==== DATA EXCERPTS
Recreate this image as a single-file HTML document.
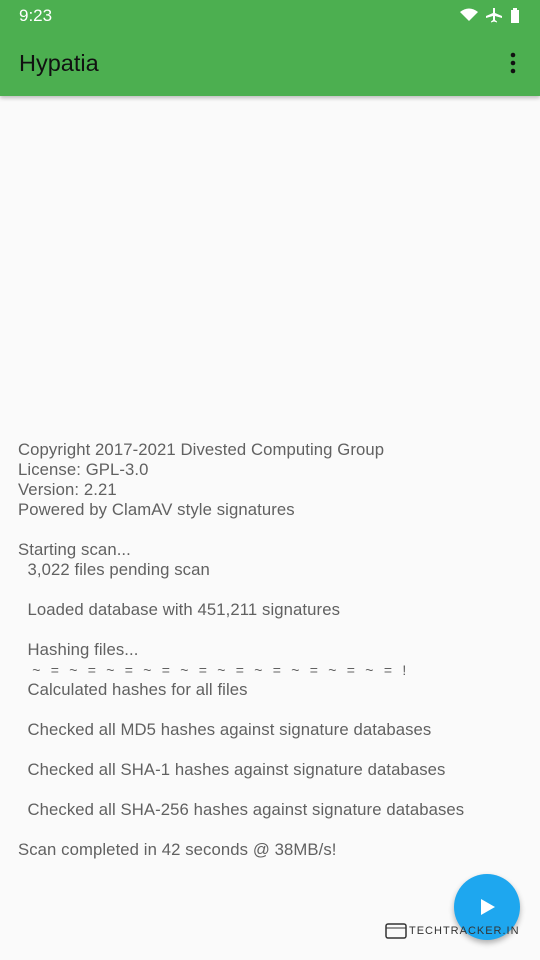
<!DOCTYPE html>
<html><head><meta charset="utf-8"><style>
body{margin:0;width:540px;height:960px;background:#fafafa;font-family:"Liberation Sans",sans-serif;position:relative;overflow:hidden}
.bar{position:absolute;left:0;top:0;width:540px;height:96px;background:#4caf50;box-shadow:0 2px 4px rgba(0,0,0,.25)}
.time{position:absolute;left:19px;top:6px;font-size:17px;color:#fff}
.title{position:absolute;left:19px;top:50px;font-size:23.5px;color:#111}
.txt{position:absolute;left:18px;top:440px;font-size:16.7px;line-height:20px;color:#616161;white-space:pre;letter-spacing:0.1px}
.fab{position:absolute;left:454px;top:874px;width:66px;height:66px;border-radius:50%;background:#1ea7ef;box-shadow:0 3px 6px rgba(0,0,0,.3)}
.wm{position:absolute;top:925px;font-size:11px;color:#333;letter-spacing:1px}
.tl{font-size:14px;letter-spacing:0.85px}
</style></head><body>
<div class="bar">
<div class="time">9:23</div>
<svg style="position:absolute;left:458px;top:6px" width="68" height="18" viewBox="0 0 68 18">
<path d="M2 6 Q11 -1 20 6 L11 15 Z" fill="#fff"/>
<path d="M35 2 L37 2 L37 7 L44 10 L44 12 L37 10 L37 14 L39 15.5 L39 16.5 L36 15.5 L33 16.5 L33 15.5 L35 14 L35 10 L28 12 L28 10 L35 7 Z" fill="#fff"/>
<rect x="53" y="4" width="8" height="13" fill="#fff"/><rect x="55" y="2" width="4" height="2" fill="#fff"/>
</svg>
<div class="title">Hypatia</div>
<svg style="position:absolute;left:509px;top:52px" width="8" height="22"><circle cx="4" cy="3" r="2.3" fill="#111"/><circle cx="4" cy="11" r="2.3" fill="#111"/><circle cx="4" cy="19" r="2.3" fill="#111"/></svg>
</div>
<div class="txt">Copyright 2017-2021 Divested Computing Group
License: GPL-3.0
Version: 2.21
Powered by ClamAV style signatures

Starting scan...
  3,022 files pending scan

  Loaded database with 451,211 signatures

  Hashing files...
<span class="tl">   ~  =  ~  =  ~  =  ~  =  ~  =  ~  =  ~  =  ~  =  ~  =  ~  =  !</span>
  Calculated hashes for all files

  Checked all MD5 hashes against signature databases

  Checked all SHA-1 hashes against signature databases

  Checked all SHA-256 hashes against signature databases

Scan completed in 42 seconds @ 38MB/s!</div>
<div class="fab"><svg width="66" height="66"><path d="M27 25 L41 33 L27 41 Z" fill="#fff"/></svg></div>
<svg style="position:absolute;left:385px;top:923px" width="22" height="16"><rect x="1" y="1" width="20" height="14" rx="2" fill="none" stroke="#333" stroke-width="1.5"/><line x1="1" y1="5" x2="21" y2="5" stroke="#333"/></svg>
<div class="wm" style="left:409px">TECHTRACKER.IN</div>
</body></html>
========
==== DATA EXCERPTS
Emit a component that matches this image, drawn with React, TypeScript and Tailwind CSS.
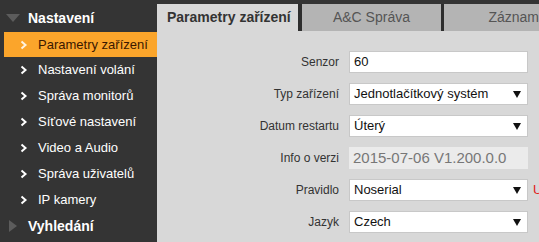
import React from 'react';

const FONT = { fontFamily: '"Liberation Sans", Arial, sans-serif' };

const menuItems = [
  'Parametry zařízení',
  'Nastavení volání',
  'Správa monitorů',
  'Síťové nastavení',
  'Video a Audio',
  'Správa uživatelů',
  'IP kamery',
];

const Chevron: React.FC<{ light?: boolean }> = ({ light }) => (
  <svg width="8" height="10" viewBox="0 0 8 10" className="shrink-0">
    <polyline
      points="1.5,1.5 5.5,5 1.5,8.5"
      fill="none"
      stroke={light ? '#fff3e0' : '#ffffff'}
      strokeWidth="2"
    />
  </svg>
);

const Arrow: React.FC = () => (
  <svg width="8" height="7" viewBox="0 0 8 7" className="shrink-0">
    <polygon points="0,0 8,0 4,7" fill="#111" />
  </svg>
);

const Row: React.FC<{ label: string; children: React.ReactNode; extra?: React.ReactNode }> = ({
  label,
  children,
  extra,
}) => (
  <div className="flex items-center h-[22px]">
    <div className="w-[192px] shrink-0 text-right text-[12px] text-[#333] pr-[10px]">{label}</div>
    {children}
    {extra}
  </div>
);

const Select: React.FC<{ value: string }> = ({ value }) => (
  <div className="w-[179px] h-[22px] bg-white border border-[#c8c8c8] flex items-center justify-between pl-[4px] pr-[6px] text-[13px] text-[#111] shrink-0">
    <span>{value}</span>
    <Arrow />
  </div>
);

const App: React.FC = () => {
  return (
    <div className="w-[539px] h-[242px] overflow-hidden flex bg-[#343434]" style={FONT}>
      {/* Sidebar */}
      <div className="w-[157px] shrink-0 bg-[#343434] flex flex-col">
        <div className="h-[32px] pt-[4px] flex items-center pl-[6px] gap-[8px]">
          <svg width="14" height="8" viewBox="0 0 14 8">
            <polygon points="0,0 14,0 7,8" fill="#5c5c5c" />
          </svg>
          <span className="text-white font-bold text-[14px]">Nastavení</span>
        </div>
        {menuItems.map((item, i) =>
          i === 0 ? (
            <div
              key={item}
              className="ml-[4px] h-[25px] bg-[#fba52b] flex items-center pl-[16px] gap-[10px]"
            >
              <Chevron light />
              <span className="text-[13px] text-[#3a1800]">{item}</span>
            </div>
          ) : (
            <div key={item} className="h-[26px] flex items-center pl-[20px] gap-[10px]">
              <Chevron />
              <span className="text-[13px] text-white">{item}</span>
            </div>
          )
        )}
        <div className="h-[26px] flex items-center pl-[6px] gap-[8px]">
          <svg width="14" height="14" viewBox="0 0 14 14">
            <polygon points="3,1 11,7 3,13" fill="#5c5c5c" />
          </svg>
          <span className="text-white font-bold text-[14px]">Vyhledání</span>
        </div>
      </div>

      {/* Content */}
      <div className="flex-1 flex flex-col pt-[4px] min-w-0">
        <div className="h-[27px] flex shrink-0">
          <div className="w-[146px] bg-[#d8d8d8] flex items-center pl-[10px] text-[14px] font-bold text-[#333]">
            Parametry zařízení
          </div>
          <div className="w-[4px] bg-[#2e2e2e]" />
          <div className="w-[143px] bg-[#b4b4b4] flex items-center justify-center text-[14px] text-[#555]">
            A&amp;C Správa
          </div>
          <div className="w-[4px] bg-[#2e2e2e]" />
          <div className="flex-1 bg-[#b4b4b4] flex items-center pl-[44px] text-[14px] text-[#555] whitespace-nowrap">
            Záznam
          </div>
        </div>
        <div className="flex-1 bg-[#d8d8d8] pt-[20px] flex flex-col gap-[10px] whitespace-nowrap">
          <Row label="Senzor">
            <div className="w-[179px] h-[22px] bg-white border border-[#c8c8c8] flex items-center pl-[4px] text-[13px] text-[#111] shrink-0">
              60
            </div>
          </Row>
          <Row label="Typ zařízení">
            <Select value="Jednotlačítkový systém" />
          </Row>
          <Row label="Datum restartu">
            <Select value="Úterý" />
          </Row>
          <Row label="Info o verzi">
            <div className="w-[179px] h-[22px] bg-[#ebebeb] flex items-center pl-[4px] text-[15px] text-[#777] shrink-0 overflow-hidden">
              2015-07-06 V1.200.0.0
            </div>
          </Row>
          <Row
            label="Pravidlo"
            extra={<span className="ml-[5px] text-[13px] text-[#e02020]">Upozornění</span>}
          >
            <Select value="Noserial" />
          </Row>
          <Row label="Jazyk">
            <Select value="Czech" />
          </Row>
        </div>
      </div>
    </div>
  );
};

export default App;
========
==== DATA EXCERPTS
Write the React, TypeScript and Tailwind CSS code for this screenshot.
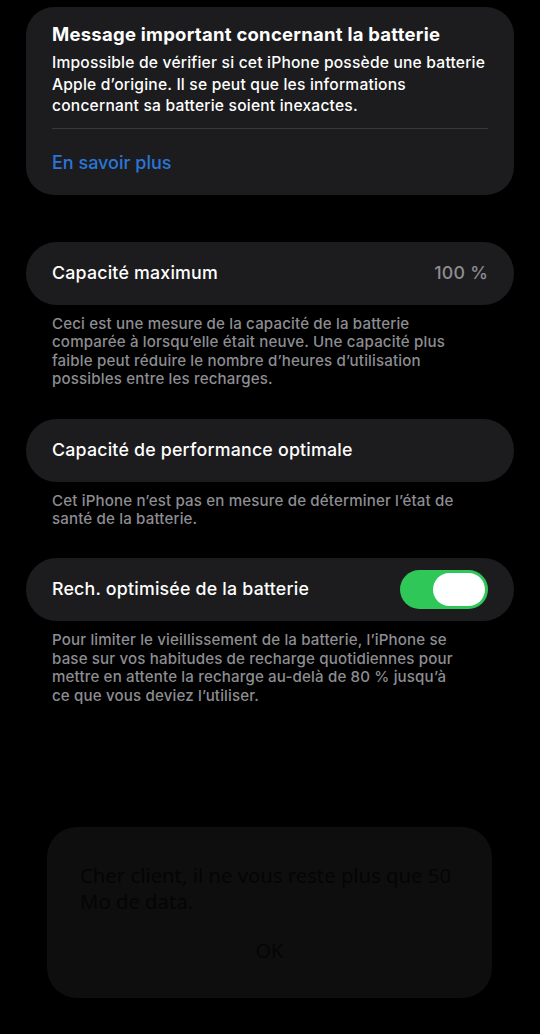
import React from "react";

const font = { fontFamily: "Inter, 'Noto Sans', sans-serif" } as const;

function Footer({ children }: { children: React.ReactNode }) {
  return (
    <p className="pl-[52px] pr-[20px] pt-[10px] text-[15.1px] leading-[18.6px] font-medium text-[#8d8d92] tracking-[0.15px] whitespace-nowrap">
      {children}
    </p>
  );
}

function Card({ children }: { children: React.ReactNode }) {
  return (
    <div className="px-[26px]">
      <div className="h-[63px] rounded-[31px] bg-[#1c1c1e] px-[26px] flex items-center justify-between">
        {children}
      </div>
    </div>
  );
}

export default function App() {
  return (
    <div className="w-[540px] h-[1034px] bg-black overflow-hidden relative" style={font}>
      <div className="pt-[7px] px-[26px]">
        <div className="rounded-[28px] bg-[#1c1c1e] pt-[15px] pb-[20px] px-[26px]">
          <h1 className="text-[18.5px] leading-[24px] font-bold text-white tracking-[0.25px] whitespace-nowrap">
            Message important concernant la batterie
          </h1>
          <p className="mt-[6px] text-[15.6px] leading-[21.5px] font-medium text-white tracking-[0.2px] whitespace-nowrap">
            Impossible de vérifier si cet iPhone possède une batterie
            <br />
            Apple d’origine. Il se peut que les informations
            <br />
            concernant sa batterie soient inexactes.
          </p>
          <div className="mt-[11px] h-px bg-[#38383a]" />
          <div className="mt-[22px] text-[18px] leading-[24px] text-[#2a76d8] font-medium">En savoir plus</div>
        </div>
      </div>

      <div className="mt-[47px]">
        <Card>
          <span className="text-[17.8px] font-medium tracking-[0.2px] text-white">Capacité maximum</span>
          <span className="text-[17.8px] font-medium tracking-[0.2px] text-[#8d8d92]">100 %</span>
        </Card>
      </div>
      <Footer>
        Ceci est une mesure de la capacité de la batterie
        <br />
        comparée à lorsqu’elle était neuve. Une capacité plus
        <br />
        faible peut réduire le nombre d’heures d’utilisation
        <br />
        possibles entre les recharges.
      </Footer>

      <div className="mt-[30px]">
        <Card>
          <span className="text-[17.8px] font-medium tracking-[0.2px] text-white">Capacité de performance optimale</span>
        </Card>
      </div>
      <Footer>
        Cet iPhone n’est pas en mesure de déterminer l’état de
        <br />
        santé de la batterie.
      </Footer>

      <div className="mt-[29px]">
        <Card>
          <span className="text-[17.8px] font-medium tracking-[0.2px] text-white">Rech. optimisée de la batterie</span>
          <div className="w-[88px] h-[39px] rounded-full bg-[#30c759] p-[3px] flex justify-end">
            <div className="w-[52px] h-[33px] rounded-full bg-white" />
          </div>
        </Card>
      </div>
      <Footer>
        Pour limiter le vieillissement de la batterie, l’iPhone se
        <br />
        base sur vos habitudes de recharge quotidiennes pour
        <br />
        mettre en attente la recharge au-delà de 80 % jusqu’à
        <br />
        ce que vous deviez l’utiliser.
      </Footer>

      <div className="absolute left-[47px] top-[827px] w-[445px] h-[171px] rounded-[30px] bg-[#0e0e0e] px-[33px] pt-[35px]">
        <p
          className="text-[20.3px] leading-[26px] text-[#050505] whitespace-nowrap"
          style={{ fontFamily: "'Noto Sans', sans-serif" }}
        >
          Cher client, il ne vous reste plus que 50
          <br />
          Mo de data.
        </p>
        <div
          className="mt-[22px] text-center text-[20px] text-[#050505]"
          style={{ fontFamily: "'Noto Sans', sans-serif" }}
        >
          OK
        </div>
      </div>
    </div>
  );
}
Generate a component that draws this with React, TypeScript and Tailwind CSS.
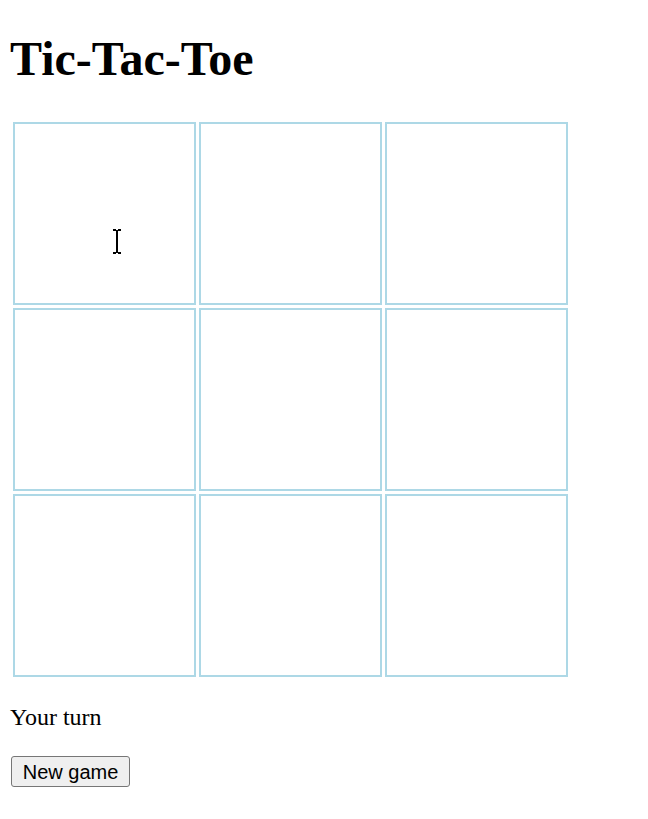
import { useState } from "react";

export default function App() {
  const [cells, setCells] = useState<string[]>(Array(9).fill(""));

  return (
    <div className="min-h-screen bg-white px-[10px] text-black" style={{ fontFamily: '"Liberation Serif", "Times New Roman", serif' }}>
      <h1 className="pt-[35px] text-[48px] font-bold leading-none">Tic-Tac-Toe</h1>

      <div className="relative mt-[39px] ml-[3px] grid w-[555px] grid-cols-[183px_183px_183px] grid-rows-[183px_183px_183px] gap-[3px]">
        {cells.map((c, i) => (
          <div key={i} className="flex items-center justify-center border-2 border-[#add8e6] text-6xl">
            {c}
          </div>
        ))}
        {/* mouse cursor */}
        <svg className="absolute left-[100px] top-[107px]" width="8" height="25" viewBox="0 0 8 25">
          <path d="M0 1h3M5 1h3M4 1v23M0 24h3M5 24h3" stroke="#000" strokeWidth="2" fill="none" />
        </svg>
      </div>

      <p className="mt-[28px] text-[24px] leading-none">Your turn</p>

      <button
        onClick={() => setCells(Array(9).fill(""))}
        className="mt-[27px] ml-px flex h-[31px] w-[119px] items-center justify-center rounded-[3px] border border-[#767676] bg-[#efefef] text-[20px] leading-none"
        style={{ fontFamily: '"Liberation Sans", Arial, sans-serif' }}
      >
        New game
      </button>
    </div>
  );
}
========
**GOAL OF THE EXERCISE:** Keep the pictures out, and extract only the lines that begin at the one containing "Generate a component" and end at the one containing "const [cells, setCells]", inclusive.

**EXERCISE OUTPUT:**
Generate a component that draws this with React, TypeScript and Tailwind CSS.
import { useState } from "react";

export default function App() {
  const [cells, setCells] = useState<string[]>(Array(9).fill(""));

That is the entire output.